Para algunos resultará una mera coincidencia el hecho de que en la misma semana se haya publicado la declaración del Dicasterio para la Doctrina de la fe sobre la "dignidad infinita" de la persona humana, (8 de abril del 2024, en la solemnidad de la Anunciación del Señor) y la iniciativa del Parlamento Europeo para promover la inclusión del aborto en la Carta de los Derechos Fundamentales de la Unión Europea (11 de abril del 2024, aniversario de la firma de los tratados de Utrech, que ponen fin a la Guerra de Sucesión). Para mí, mas bien, resulta el enfrentamiento irremediable entre dos concepciones culturales que se han ido formando hasta los estertores de este cambio de época: la cultura de la acogida, la defensa y la promoción de la vida humana, por un lado; y la cultura de la muerte, o mejor, del rechazo, el descarte y la autoafirmación de sí mismo por encima de cualquier otro.
¿Por qué deberíamos considerar un avance en la conciencia de nuestra sociedad la Declaración universal de los derechos humanos de 1948 cuando en realidad en todos estos años con demasiada frecuencia no hemos sido capaces de aplicarlos ni defenderlos? Ni siquiera el primero de los derechos, que es el de existir. ¿Para qué sirve declarar que todos los seres humanos tenemos la misma dignidad desde el momento en que nacemos, si al final nosotros decidimos quién es digno de nacer o de vivir? ¿no será que en estos setenta y cinco años aún no hemos sido capaces de entender cuál es en realidad el fundamento y lo que da dignidad a un ser humano?
José Ortega y Gasset es el filósofo español que más influencia ha tenido en el siglo XX y que se hizo célebre por su expresión "yo soy yo y mi circunstancia". En esta frase alude a nuestra vida como algo concreto y personal, pues cada uno realiza el drama del ser, que "se nos dispara a quemarropa". Decir que el ser humano tiene una dignidad infinita es afirmar, en palabras de ese otro gran filósofo español Xavier Zubiri, que tiene un valor absoluto —dentro de su relatividad—. Es decir, que debe ser amado y respetado más allá de toda circunstancia. La persona humana es un don y una tarea que se realiza en el tiempo, e implica una vocación, o sea la respuesta a una llamada, que es la existencia, y nadie tiene derecho a ahogar.

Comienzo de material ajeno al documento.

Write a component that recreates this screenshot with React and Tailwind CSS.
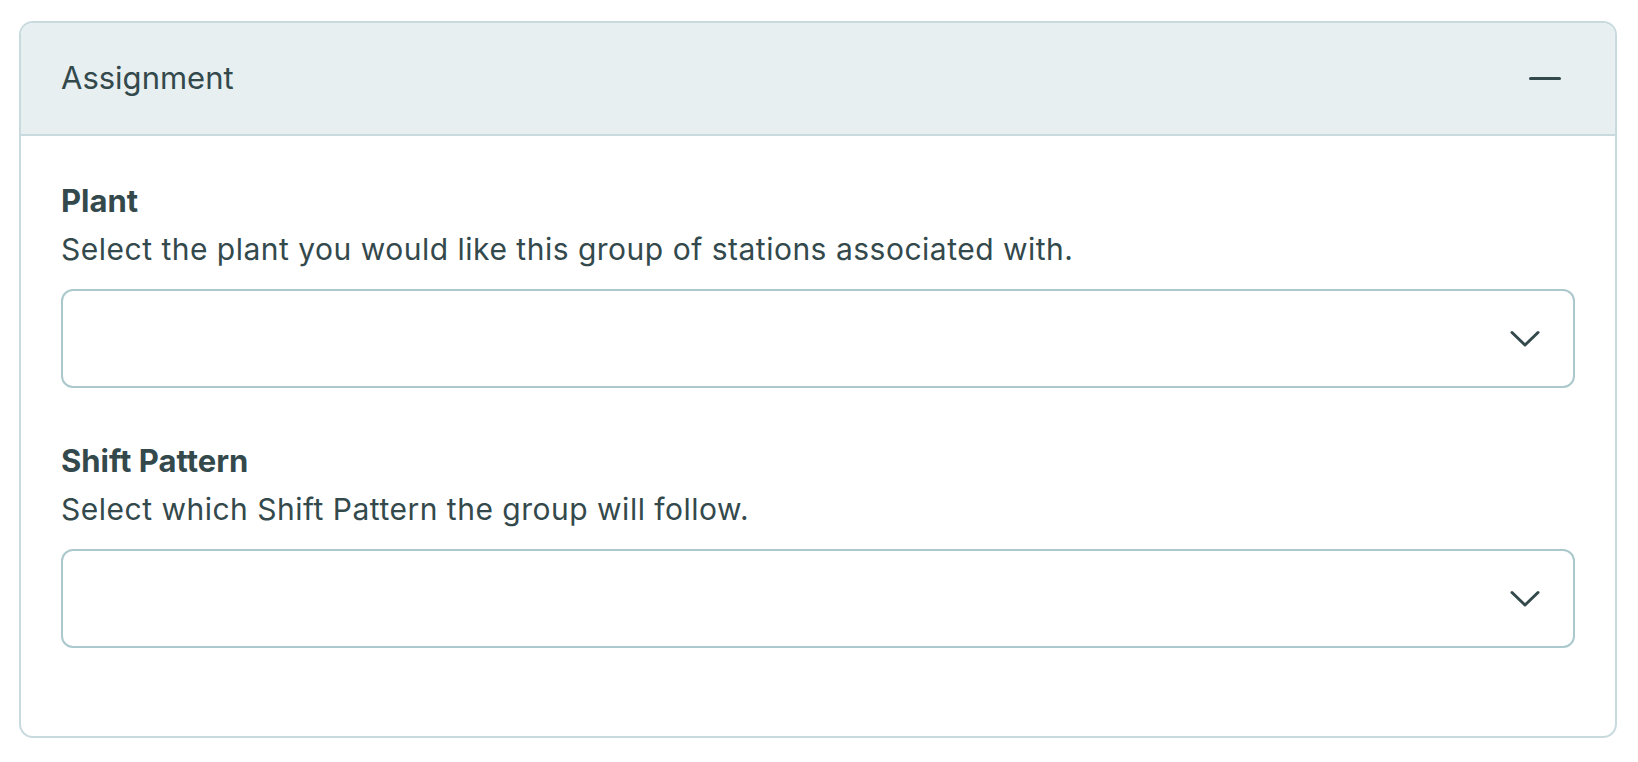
import { useState } from 'react';

const Chevron = () => (
  <svg width="30" height="18" viewBox="0 0 30 18" fill="none" className="shrink-0">
    <path d="M2 2.5 L15 15 L28 2.5" stroke="#33494c" strokeWidth="3" strokeLinecap="round" strokeLinejoin="round" />
  </svg>
);

const SelectField = ({ label, help, value, onChange }) => (
  <div className="flex flex-col">
    <label className="text-[31px] leading-[40px] font-bold text-[#33494c]">{label}</label>
    <p className="text-[30px] leading-[40px] tracking-[0.5px] text-[#33494c] mt-[8px]">{help}</p>
    <div className="relative mt-[20px]">
      <select
        value={value}
        onChange={(e) => onChange(e.target.value)}
        className="appearance-none w-full h-[99px] rounded-[12px] border-2 border-[#abc8cc] bg-white px-6 text-[28px] text-[#33494c] outline-none"
      >
        <option value=""></option>
      </select>
      <div className="pointer-events-none absolute right-[35px] top-1/2 -translate-y-1/2 flex">
        <Chevron />
      </div>
    </div>
  </div>
);

export default function App() {
  const [open, setOpen] = useState(true);
  const [plant, setPlant] = useState('');
  const [pattern, setPattern] = useState('');

  return (
    <div className="min-h-screen bg-white pt-[21px] pl-[19px]" style={{ fontFamily: 'Inter, "Noto Sans", sans-serif' }}>
      <div className="w-[1598px] border-2 border-[#c8dadd] rounded-[14px] overflow-hidden">
        <button
          onClick={() => setOpen(!open)}
          className="w-full h-[113px] bg-[#e7eff1] border-b-2 border-[#c8dadd] flex items-center justify-between pl-[40px] pr-[54px]"
        >
          <span className="text-[31px] text-[#33494c]">Assignment</span>
          <span className="block w-[32px] h-[3px] rounded-full bg-[#33494c]"></span>
        </button>
        {open && (
          <div className="px-[40px] pt-[45px] pb-[88px] flex flex-col gap-[53px]">
            <SelectField
              label="Plant"
              help="Select the plant you would like this group of stations associated with."
              value={plant}
              onChange={setPlant}
            />
            <SelectField
              label="Shift Pattern"
              help="Select which Shift Pattern the group will follow."
              value={pattern}
              onChange={setPattern}
            />
          </div>
        )}
      </div>
    </div>
  );
}
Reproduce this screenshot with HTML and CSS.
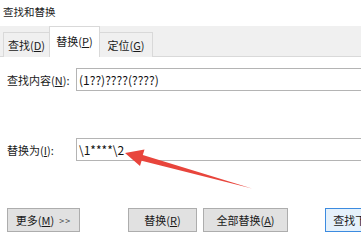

En el número 7 del documento del Vaticano se distinguen cuatro niveles o tipos de dignidad. Pero tanto la moral como la social, que nos entroncan con la libertad humana limitada, encuentran su raíz en la existencial y la ontológica. La dignidad ontológica de un ser humano no se adquiere ni se pierde. No puede depender de ninguna de sus circunstancias. No aumenta o disminuye por el hecho de ser reconocida, sino que depende estrictamente del hecho de existir. ¡Es o no es! Y su fundamento, como viene explicado más adelante en los números 26 a 28 de la declaración, radica en su estructura relacional, es decir, en su capacidad de amar y ser amado.
¡Ese es el gran problema de quienes fundamentan la dignidad de la persona sólo en su autonomía! "La dignidad se identifica entonces con una libertad aislada e individualista, que pretende imponer como derechos, garantizados y financiados por la comunidad, ciertos deseos y preferencias que son subjetivas" (n. 25). La capacidad que tiene el ser humano para establecer los fines de su propia acción es el efecto, más que la raíz, de su dignidad de ser. En definitiva, en esta concepción la libertad viene desligada de su naturaleza y propuesta como voluntad de acción o puro deseo.
De esta manera, estos nuevos presuntos derechos, no son más que una manifestación del fracaso del hombre de hoy, que se ha rebelado contra su propia naturaleza y se ha hecho así incapaz de formar una familia (derecho de divorcio, de la maternidad subrogada y de las ideologías de género), de acoger la vida (derecho de aborto) y de cuidarla (derecho a la eutanasia). Son las propuestas de la cultura de la muerte, que encuentra su máxima expresión en el genocidio de los niños aún por nacer y nos llevan al suicidio demográfico de Europa. Los tratados de Utrech pusieron fin a una guerra que afectaba a toda Europa y buscaba dar solución a la falta de sucesión del último representante de los Habsburgo. La nueva propuesta de incluir el aborto en la Carta Europea es una llamada a la extinción y una premonición de la guerra que se nos viene encima. Como recordó la Madre Teresa de Calcuta en su discurso cuando recibió el premio Nobel de la Paz: "Pienso que hoy en día el más grande destructor de la Paz es el aborto, porque es una guerra directa, una matanza directa, un asesinato directo hecho por la misma madre". Creo que una Europa que aprobara tal propuesta convertiría la Declaración universal de los derechos humanos en papel mojado, y perdería el derecho a invocar la paz.